__RECORDED DATA__

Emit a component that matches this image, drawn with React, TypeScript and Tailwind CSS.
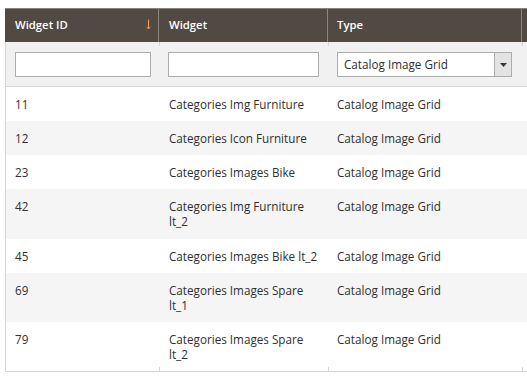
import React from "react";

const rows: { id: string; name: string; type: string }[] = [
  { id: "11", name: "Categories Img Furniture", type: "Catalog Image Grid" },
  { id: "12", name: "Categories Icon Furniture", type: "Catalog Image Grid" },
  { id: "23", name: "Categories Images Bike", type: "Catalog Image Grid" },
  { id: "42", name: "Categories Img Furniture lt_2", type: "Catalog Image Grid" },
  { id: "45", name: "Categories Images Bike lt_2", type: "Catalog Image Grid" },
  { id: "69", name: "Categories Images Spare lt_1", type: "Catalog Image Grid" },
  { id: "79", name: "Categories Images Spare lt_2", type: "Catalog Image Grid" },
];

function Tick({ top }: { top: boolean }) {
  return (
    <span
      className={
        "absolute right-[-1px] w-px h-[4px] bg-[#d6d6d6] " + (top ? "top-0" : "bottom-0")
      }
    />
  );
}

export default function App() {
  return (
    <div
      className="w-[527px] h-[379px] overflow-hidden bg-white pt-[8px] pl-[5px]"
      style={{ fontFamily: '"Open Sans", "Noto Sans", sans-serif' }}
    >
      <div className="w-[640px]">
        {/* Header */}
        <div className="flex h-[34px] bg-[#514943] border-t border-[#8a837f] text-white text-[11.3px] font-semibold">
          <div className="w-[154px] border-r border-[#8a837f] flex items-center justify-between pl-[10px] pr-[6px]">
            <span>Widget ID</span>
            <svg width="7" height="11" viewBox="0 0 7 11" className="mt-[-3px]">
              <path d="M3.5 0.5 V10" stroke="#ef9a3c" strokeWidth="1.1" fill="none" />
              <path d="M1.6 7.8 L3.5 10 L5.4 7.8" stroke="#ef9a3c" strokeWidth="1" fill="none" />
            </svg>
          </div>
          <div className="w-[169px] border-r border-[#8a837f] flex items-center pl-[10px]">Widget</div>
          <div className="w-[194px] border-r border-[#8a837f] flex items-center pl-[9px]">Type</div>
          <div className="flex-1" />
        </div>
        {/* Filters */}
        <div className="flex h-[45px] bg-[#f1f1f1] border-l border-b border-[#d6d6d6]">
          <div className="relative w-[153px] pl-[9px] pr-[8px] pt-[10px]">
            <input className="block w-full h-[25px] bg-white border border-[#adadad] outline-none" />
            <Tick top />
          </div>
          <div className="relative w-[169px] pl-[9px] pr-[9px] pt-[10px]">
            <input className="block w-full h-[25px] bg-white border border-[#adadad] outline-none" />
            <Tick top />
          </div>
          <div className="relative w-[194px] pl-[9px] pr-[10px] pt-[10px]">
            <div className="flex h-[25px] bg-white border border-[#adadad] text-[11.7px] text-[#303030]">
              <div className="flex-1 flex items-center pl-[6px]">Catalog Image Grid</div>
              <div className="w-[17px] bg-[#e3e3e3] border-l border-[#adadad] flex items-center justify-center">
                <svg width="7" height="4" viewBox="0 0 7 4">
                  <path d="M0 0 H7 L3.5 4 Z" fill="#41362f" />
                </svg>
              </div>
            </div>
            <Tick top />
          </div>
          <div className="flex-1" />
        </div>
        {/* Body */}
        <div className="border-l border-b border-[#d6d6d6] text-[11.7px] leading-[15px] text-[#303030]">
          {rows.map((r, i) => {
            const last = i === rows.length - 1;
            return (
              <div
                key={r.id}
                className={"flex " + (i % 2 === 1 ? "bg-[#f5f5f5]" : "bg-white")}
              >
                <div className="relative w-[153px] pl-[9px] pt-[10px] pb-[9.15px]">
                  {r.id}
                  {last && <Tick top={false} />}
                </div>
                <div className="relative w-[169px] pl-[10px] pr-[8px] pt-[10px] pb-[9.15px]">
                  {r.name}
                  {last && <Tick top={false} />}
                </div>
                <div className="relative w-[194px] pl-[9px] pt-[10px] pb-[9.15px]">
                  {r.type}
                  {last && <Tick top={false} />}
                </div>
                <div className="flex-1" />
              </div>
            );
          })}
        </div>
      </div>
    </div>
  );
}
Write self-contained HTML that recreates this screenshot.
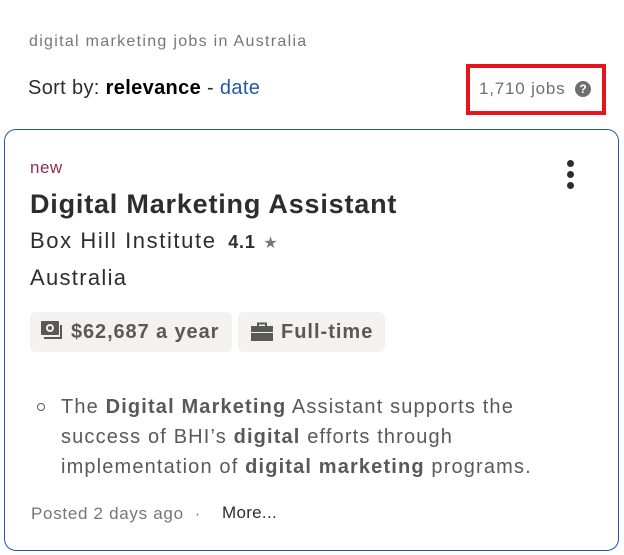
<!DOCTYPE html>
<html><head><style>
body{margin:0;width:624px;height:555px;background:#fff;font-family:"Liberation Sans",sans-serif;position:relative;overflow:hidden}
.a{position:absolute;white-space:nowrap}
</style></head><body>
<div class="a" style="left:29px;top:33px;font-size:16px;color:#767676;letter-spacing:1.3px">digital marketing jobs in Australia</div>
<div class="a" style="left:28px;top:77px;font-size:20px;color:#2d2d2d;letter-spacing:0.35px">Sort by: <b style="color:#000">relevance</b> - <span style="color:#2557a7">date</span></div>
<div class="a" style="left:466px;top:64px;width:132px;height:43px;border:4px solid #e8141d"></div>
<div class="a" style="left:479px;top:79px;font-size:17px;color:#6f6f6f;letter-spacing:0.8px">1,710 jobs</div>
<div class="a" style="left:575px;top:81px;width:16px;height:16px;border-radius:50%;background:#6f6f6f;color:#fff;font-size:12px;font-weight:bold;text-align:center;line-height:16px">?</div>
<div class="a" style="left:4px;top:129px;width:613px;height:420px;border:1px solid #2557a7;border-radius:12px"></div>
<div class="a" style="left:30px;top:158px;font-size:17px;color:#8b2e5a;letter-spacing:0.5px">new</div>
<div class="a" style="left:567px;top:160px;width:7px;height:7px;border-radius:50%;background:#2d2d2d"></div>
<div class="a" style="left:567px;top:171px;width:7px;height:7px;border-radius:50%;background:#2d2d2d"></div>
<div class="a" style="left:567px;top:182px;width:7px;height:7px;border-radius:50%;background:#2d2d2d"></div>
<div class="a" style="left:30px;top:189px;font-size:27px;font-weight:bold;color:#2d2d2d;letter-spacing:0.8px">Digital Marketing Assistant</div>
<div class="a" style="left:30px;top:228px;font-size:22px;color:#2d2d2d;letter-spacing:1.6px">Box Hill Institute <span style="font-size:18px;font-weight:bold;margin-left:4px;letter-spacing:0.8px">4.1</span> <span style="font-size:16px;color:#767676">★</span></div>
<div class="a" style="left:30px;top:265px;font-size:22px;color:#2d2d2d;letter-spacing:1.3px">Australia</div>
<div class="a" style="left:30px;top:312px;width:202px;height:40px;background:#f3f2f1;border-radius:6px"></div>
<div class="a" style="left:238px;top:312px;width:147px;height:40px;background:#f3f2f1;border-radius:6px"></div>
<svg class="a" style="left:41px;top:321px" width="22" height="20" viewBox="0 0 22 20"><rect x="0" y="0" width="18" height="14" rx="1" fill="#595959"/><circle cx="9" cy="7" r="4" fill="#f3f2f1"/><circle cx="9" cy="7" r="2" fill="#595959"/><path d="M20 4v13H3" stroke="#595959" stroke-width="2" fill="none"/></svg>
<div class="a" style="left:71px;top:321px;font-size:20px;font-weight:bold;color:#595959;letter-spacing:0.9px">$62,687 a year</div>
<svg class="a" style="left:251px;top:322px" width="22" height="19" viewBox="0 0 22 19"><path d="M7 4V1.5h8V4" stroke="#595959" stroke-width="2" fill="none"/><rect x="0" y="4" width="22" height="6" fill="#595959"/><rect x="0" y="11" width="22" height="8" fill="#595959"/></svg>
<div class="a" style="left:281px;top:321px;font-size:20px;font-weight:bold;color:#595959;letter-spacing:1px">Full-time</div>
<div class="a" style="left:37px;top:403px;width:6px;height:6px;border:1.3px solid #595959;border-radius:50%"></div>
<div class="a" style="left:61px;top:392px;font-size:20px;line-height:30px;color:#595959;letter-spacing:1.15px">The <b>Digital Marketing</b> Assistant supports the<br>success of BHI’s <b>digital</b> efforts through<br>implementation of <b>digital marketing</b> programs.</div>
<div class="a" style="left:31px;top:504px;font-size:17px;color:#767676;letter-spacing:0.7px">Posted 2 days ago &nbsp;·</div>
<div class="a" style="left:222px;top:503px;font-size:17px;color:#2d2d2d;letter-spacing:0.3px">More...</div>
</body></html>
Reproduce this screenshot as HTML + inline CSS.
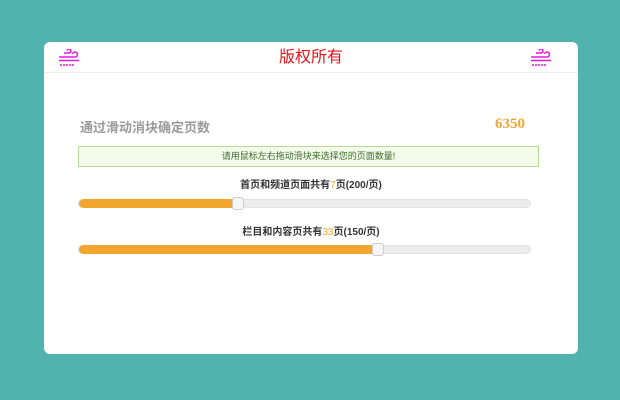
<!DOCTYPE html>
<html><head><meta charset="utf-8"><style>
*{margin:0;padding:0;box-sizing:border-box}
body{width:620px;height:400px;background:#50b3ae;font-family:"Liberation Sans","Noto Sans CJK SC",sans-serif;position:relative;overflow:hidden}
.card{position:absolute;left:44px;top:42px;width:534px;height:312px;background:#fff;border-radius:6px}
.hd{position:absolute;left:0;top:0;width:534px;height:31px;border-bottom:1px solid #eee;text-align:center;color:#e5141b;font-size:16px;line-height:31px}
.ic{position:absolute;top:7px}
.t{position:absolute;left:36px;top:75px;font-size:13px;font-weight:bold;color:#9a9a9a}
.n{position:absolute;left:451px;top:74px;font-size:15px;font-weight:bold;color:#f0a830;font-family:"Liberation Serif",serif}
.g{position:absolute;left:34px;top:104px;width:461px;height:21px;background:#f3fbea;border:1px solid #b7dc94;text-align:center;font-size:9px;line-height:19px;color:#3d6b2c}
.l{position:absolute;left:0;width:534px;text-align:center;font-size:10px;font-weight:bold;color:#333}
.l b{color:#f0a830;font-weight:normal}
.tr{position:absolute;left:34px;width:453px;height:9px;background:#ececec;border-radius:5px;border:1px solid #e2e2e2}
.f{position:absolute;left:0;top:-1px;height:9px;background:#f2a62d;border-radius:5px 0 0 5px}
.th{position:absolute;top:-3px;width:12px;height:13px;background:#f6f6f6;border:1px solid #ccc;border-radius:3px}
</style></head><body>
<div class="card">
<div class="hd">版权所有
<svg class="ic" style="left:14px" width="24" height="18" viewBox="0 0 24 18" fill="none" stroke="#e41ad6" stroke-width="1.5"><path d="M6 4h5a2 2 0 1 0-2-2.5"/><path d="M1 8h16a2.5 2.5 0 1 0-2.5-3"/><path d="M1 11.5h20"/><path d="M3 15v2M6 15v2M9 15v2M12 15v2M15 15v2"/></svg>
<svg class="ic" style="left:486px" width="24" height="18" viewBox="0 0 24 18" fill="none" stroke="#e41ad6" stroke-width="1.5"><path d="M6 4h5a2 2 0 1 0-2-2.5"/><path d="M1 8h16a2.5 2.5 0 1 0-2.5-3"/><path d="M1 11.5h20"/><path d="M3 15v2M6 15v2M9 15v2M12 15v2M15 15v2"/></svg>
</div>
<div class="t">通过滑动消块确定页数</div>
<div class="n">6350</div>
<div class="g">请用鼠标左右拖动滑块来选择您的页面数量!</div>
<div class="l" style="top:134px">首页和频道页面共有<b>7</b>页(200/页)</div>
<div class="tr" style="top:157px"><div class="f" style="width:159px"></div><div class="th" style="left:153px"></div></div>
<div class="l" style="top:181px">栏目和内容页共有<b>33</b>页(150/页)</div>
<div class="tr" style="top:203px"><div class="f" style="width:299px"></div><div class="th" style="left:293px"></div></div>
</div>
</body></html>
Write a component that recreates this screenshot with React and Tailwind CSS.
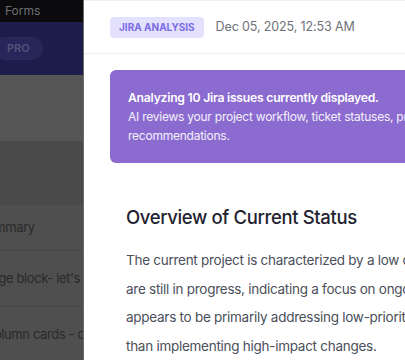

__AIM__
Every line above that contains the word "Tailwind" should be reported.

__RESULT OF THIS TASK__
Emit a component that matches this image, drawn with React, TypeScript and Tailwind CSS.
Write a component that recreates this screenshot with React and Tailwind CSS.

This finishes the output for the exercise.